Spiderman: he can defeat the Green Goblin, but Broadway poses problems

Spider-Man is coming to Broadway, but it seems he is having trouble getting there. There has been much anticipation over the new play, produced by Julie Taymor—who won a Tony award for her production of The Lion King—and with music by Bono and the Edge. However, the number of mishaps and injuries that have surrounded this production are equally as astounding.

Spider-Man: Turn off the Dark plays heavily off of over 40 years of Marvel comics, bringing a new twist on the familiar tale of average Peter Parker turned superhero. The show is packed with aerial stunts and spectacular lighting arrangements that are designed to give the audience a 3-D experience without the glasses. The production also features a classic rock score provided by Bono and the Edge of U2. Many critics and fans alike have called all of the elements spectacular—that is, when they work.

Since the very start of rehearsals, Spider-Man on Broadway has hit snag after snag. In the very first preview show, there were numerous problems with both the lighting and the rigging for the harnesses that suspend actors directly over the audience. One actor was left suspended in the air for eight minutes, and Spider-Man himself even had trouble getting down from his harness. Since then, several injuries and technical difficulties have been reported, but nothing too serious—until one of the preview shows. On December 20, 2010, actor Christopher Tierney—who was the dancer and stuntman for Spider-Man – fell 30 feet towards the end of the show. He was rushed to the hospital and required back surgery. Spider-Man, which was set to open on January 11, 2011, was pushed back to get safety precautions in order.

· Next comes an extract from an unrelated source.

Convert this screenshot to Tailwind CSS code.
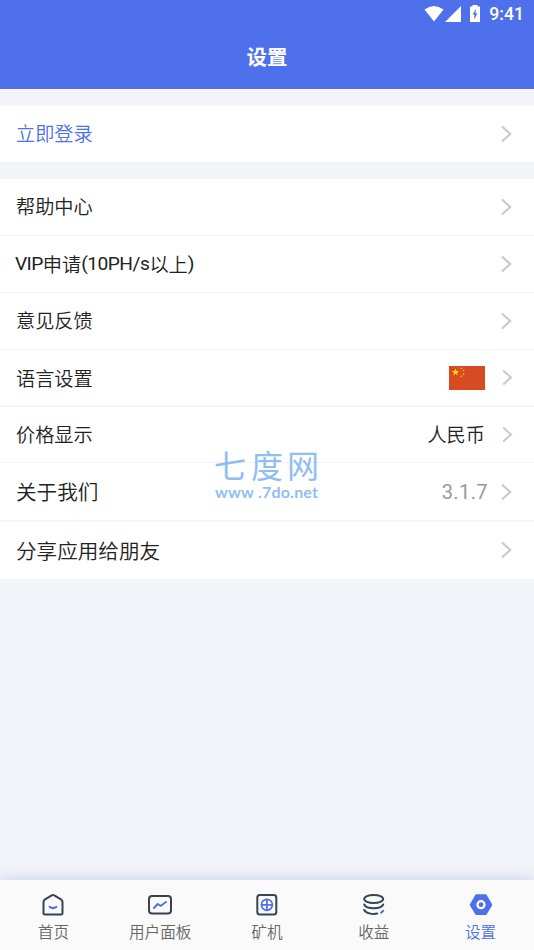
<!DOCTYPE html>
<html lang="zh-CN">
<head>
<meta charset="utf-8">
<title>设置</title>
<script src="https://cdn.jsdelivr.net/npm/@tailwindcss/browser@4"></script>
</head>
<body class="relative flex h-[950px] w-[534px] flex-col overflow-hidden bg-[#f3f4f9] font-['Noto_Sans_CJK_SC',sans-serif] text-[19.2px] leading-7 font-[350] text-[#222]">
<svg class="hidden"><symbol id="chev" viewBox="0 0 12 18"><path d="M2 1.500 10.200 9 2 16.500" fill="none" stroke="#cacaca" stroke-width="2.200"/></symbol></svg>
<header class="flex h-[89px] shrink-0 flex-col bg-[#4e70eb] text-white">
  <div class="flex h-[27px] items-center justify-end pr-[10px]">
    <svg class="mr-[5px] h-[18px] w-[61px]" viewBox="0 0 61 18" fill="#fff"><path d="M1.500 4.500Q11 -2.500 20.500 4.500L11 16.500Z"/><path d="M38 1v16H22Z"/><path d="M49.500 0h5v1.500h2.500V17h-10V1.500h2.500Z"/><path d="m53.200 4-3.700 5.500h2l-.6 5 3.600-6h-2Z" fill="#4e70eb"/></svg>
    <span class="mt-px font-[Roboto,sans-serif] text-[17.600px] font-medium leading-[27px]">9:41</span>
  </div>
  <h1 class="text-center text-[20.5px] font-bold leading-[59px]">设置</h1>
</header>
<main class="flex flex-col">
  <section class="mt-[17px] flex h-14 items-center justify-between bg-white pr-[22px] pb-px pl-4 text-[#4e70eb]"><span class="-mt-px">立即登录</span><svg class="mt-px h-[18px] w-3"><use href="#chev"/></svg></section>
  <section class="mt-[17px]">
    <div class="flex h-[57px] items-center justify-between border-b border-[#f1f2f7] bg-white pr-[22px] pl-4"><span class="-mt-0.5">帮助中心</span><svg class="h-[18px] w-3"><use href="#chev"/></svg></div>
    <div class="flex h-[57px] items-center justify-between border-b border-[#f1f2f7] bg-white pr-[22px] pl-[15px]"><span class="-mt-px flex items-center"><span class="font-[Roboto,sans-serif] font-normal tracking-[-0.6px]">VIP</span>申请<span class="font-[Roboto,sans-serif] font-normal tracking-[-0.5px]">(10PH/s</span>以上<span class="font-[Roboto,sans-serif] font-normal">)</span></span><svg class="h-[18px] w-3"><use href="#chev"/></svg></div>
    <div class="flex h-[57px] items-center justify-between border-b border-[#f1f2f7] bg-white pr-[22px] pl-4"><span class="-mt-0.5">意见反馈</span><svg class="h-[18px] w-3"><use href="#chev"/></svg></div>
    <div class="flex h-[57px] items-center border-b-2 border-[#f3f4f9] bg-white pr-[21px] pl-4"><span class="mr-auto">语言设置</span>
      <svg class="mr-4 h-6 w-9" viewBox="0 0 36 24"><path fill="#d84b22" d="M0 0h36v24H0z"/><path d="m6.500 2.500 1 2.600h2.700L8 6.800l.8 2.600-2.300-1.600-2.300 1.600L5 6.800 2.800 5.100h2.700Z" fill="#ffdc00"/><g fill="#f2b51b"><path d="m12 1.200 1.300 1-1.100 1.200-1-1ZM14.500 3.400l1.200 1-1.100 1.200-1-1ZM14.500 7l1.200 1-1.100 1.200-1-1ZM12 9.300l1.300 1-1.100 1.200-1-1Z"/></g></svg>
      <svg class="h-[17px] w-3"><use href="#chev"/></svg></div>
    <div class="flex h-14 items-center border-b border-[#f1f2f7] bg-white pr-[21px] pb-px pl-4"><span class="mr-auto">价格显示</span><span class="mr-4">人民币</span><svg class="h-[17px] w-3"><use href="#chev"/></svg></div>
    <div class="flex h-[59px] items-center border-b-2 border-[#f3f4f9] bg-white pr-[22px] pl-4 text-[20.6px]"><span class="-mt-0.5 mr-auto">关于我们</span><span class="mr-[12px] font-[Roboto,sans-serif] text-[20px] font-normal tracking-[0.4px] text-[#999]">3.1.7</span><svg class="h-[18px] w-3"><use href="#chev"/></svg></div>
    <div class="flex h-[57px] items-center justify-between bg-white pr-[22px] pb-px pl-4 text-[20.6px]"><span class="-mt-px">分享应用给朋友</span><svg class="h-[18px] w-3"><use href="#chev"/></svg></div>
  </section>
</main>
<svg class="absolute top-[435px] left-[210px] h-[75px] w-[120px]" viewBox="0 0 120 75" fill="#8fbef3"><text x="4 41 77" y="43" font-family="Noto Sans CJK SC" font-weight="400" font-size="32">七度网</text><text x="5" y="62.500" textLength="103" lengthAdjust="spacing" font-family="Lato" font-weight="700" font-size="16">www .7do.net</text></svg>
<nav class="mt-auto grid h-[70px] shrink-0 grid-cols-5 bg-[#fafafa] text-[15.6px] leading-[26px] text-[#666] shadow-[0_-2px_12px_rgba(78,112,200,0.23)]">
  <div class="flex flex-col items-center pt-3"><svg class="h-[26px] w-[26px]" viewBox="0 0 26 26" fill="none" stroke="#36454f" stroke-width="2"><path d="M3.500 10q0-1.500 1.200-2.400l7-4.300q1.300-.8 2.600 0l7 4.300q1.200.9 1.200 2.400v11q0 1.500-1.500 1.500h-16q-1.500 0-1.500-1.500Z"/><path d="M9.500 14.800q3.500 2.700 7 0" stroke="#4e70eb" stroke-linecap="round"/></svg><span>首页</span></div>
  <div class="flex flex-col items-center pt-3"><svg class="h-[26px] w-[26px]" viewBox="0 0 26 26" fill="none" stroke="#36454f" stroke-width="2"><rect x="2" y="4" width="22" height="17.500" rx="3"/><path d="m7 16 3.700-4 3.200 1.800L19 10" stroke="#4e70eb" stroke-linecap="round" stroke-linejoin="round"/></svg><span>用户面板</span></div>
  <div class="flex flex-col items-center pt-3"><svg class="h-[26px] w-[26px]" viewBox="0 0 26 26" fill="none" stroke="#36454f" stroke-width="2"><rect x="3.300" y="3" width="19" height="19.500" rx="2.500"/><g stroke="#4e70eb" stroke-width="1.700"><circle cx="12.900" cy="12.800" r="5.500"/><path d="M12.900 7v11.600M7 12.800h11.800"/></g></svg><span>矿机</span></div>
  <div class="flex flex-col items-center pt-3"><svg class="h-[26px] w-[26px]" viewBox="0 0 26 26" fill="none" stroke="#36454f" stroke-width="2" stroke-linecap="round"><ellipse cx="12.700" cy="7" rx="9.500" ry="4"/><path d="M3.200 12.500c2.500 5 16.500 5 19 0M3.200 18c1.600 3.300 8 4.500 13 3.600"/><path d="m20 20.700 2.200-2" stroke="#4e70eb"/></svg><span>收益</span></div>
  <div class="flex flex-col items-center pt-3 text-[#4e70eb]"><svg class="h-[26px] w-[26px]" viewBox="0 0 26 26"><path d="M8.500 3.500h9l5.500 9.300-5.500 9h-9L3 12.800Z" fill="#4e70eb" stroke="#4e70eb" stroke-width="2.500" stroke-linejoin="round"/><circle cx="13" cy="12.700" r="3.500" fill="none" stroke="#fff" stroke-width="2.200"/></svg><span>设置</span></div>
</nav>
</body>
</html>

So far, Spider-Man has proven to be the most expensive show ever produced on Broadway. The writers may even be considering pushing back the debut to February, to allow for re-writes to the script to allow for new dialogue and possibly some more music arrangements.

For some, it may be a stretch to stay loyal to the show after all the problems, but Spider-Man still promises to offer a great time—if, of course, the production’s curse can somehow be lifted in time for opening night.